Clearly, the current Bundle Protocol specification is dependent on closely synchronized clocks for proper operation, while clock synchronization may be difficult or impossible to achieve in some applications. Also clearly, there may be other methods than strict clock synchronization that can address the purposes listed above. This document does not speculate as to alternate methods, but rather outlines the problems and invites solution proposals.

3. IANA Considerations

There are no IANA considerations for this document.

4. Security Considerations

Timestamps are an integral aspect of security, since mistaken notions of time may result in resource consumtion denial of service attack vectors..

Bundle Protocol security considerations are discussed in [RFC6257][I-D.irtf-dtnrg-sbsp].

5. Acknowledgments

Time synchronization has been discussed broadly in DTN mailing list discussions as well as in many of the documents cited in this publication.

6. References

6.1. Normative References

[RFC0791] Postel, J., "Internet Protocol", STD 5, RFC 791, September 1981.
[RFC2460] Deering, S.E. and R.M. Hinden, "Internet Protocol, Version 6 (IPv6) Specification", RFC 2460, December 1998.
[RFC4838] Cerf, V., Burleigh, S., Hooke, A., Torgerson, L., Durst, R., Scott, K., Fall, K. and H. Weiss, "Delay-Tolerant Networking Architecture", RFC 4838, April 2007.
[RFC5050] Scott, K. and S. Burleigh, "Bundle Protocol Specification", RFC 5050, November 2007.

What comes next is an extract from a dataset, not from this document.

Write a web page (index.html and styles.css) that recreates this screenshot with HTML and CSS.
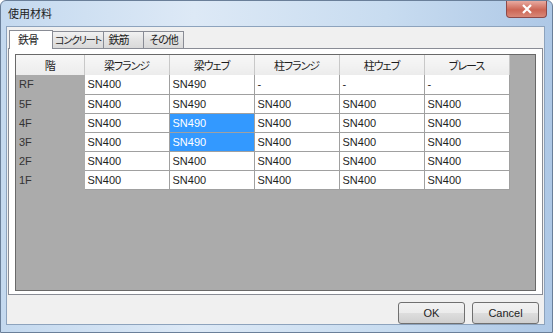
FILE: index.html
```html
<!DOCTYPE html>
<html lang="ja">
<head>
    <meta charset="UTF-8">
    <title>使用材料</title>
    <link rel="stylesheet" href="styles.css">
</head>
<body>
<div class="window">
    <div class="titlebar">
        <span class="title">使用材料</span>
        <span class="close">
            <svg width="14" height="10" viewBox="0 0 14 10"><path d="M3 1 L11 9 M11 1 L3 9" stroke="#fff" stroke-width="2.2"/></svg>
        </span>
    </div>
    <div class="client">
        <ul class="tabs">
            <li class="on">鉄骨</li>
            <li class="t2">コンクリート</li>
            <li class="t3">鉄筋</li>
            <li class="t4">その他</li>
        </ul>
        <div class="panel">
            <div class="grid">
                <table>
                    <tr class="head">
                        <th class="rh">階</th>
                        <th>梁フランジ</th>
                        <th>梁ウェブ</th>
                        <th>柱フランジ</th>
                        <th>柱ウェブ</th>
                        <th>ブレース</th>
                    </tr>
                    <tr>
                        <td class="rh">RF</td>
                        <td>SN400</td>
                        <td>SN490</td>
                        <td>-</td>
                        <td>-</td>
                        <td>-</td>
                    </tr>
                    <tr>
                        <td class="rh">5F</td>
                        <td>SN400</td>
                        <td>SN490</td>
                        <td>SN400</td>
                        <td>SN400</td>
                        <td>SN400</td>
                    </tr>
                    <tr>
                        <td class="rh">4F</td>
                        <td>SN400</td>
                        <td class="sel">SN490</td>
                        <td>SN400</td>
                        <td>SN400</td>
                        <td>SN400</td>
                    </tr>
                    <tr>
                        <td class="rh">3F</td>
                        <td>SN400</td>
                        <td class="sel">SN490</td>
                        <td>SN400</td>
                        <td>SN400</td>
                        <td>SN400</td>
                    </tr>
                    <tr>
                        <td class="rh">2F</td>
                        <td>SN400</td>
                        <td>SN400</td>
                        <td>SN400</td>
                        <td>SN400</td>
                        <td>SN400</td>
                    </tr>
                    <tr>
                        <td class="rh">1F</td>
                        <td>SN400</td>
                        <td>SN400</td>
                        <td>SN400</td>
                        <td>SN400</td>
                        <td>SN400</td>
                    </tr>
                </table>
            </div>
        </div>
        <div class="buttons">
            <button class="btn">OK</button>
            <button class="btn">Cancel</button>
        </div>
    </div>
</div>
</body>
</html>
```

FILE: styles.css
```css
html, body {
    margin: 0;
    padding: 0;
}

body {
    font-family: "Liberation Sans", "Noto Sans CJK JP", sans-serif;
    font-size: 11px;
    font-feature-settings: "palt";
    color: #1e1e1e;
    background: #fff;
}

ul, li {
    list-style-type: none;
    margin: 0;
    padding: 0;
}

.window {
    width: 553px;
    height: 333px;
    box-sizing: border-box;
    border: 1px solid #6a7f99;
    border-radius: 6px 6px 0 0;
    background: linear-gradient(to right, #c4d9ef 0%, #dde9f6 35%, #c8dcf0 70%, #aec8e6 100%);
    display: flex;
    flex-direction: column;
}

.titlebar {
    height: 25px;
    display: flex;
    justify-content: space-between;
    align-items: flex-start;
    padding: 0 5px 0 7px;
}

.title {
    font-size: 11px;
    line-height: 26px;
    color: #222;
}

.close {
    width: 41px;
    height: 17px;
    box-sizing: border-box;
    border: 1px solid #8c4a4a;
    border-top: 0;
    border-radius: 0 0 4px 4px;
    background: linear-gradient(#e8aaa0, #cc6655 55%, #d98878);
    display: flex;
    align-items: center;
    justify-content: center;
}

.client {
    flex: 1;
    margin: 0 7px 7px 5px;
    background: #f0f0f0;
    border: 1px solid #8da3bd;
    display: flex;
    flex-direction: column;
}

.tabs {
    display: flex;
    align-items: flex-end;
    height: 20px;
    padding-left: 2px;
    margin-top: 1px;
}

.tabs li {
    height: 17px;
    line-height: 17px;
    box-sizing: border-box;
    margin-right: -1px;
    border: 1px solid #898c95;
    border-bottom: 0;
    background: linear-gradient(#f2f2f2, #e3e3e3 50%, #d9d9d9);
    font-size: 11px;
    letter-spacing: -1px;
    text-align: center;
    white-space: nowrap;
    position: relative;
}

.tabs li.on {
    width: 44px;
    height: 19px;
    line-height: 19px;
    padding-right: 6px;
    background: #fff;
    z-index: 1;
    margin-bottom: -1px;
}

.tabs li.t2 {
    width: 52px;
    font-size: 10px;
    letter-spacing: -1.2px;
}

.tabs li.t3 {
    width: 41px;
    padding-right: 10px;
}

.tabs li.t4 {
    width: 41px;
}

.panel {
    height: 247px;
    box-sizing: border-box;
    margin: 0 1px 0 1px;
    border: 1px solid #898c95;
    background: #fff;
    padding: 5px 6px 3px 6px;
}

.grid {
    height: 100%;
    box-sizing: border-box;
    border: 1px solid #696969;
    background: #ababab;
}

table {
    border-collapse: collapse;
    table-layout: fixed;
}

th, td {
    width: 85px;
    height: 19px;
    padding: 0 0 0 3px;
    box-sizing: border-box;
    border-right: 1px solid #a0a0a0;
    border-bottom: 1px solid #a0a0a0;
    background: #fff;
    text-align: left;
    font-weight: normal;
    white-space: nowrap;
}

th {
    text-align: center;
    padding: 0;
    letter-spacing: -1px;
    background: linear-gradient(#f7f7f7, #ececec);
    border-right: 1px solid #c8c8c8;
    border-bottom: 0;
    height: 20px;
}

th.rh, td.rh {
    width: 68px;
}

td.rh {
    background: #ababab;
    border-right: 1px solid #ababab;
    border-bottom: 1px solid #ababab;
    color: #333;
}

td.sel {
    background: #3399ff;
    color: #fff;
}

.buttons {
    display: flex;
    justify-content: flex-end;
    gap: 7px;
    padding: 7px 5px 0 0;
}

.btn {
    width: 67px;
    height: 22px;
    border: 1px solid #707070;
    border-radius: 3px;
    background: linear-gradient(#f2f2f2 0%, #ebebeb 50%, #dddddd 51%, #cfcfcf 100%);
    font-family: "Liberation Sans", "Noto Sans CJK JP", sans-serif;
    font-size: 11px;
    color: #1e1e1e;
    padding: 0;
}
```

6.2. Informative References

[I-D.irtf-dtnrg-sbsp] Birrane, E., "Streamlined Bundle Security Protocol Specification", Internet-Draft draft-irtf-dtnrg-sbsp-00, July 2013.
[RFC6257] Symington, S., Farrell, S., Weiss, H. and P. Lovell, "Bundle Security Protocol Specification", RFC 6257, May 2011.
[WOOD08] Wood, L., Eddy, W. and P. Holliday, "A Bundle of Problems", December 2008.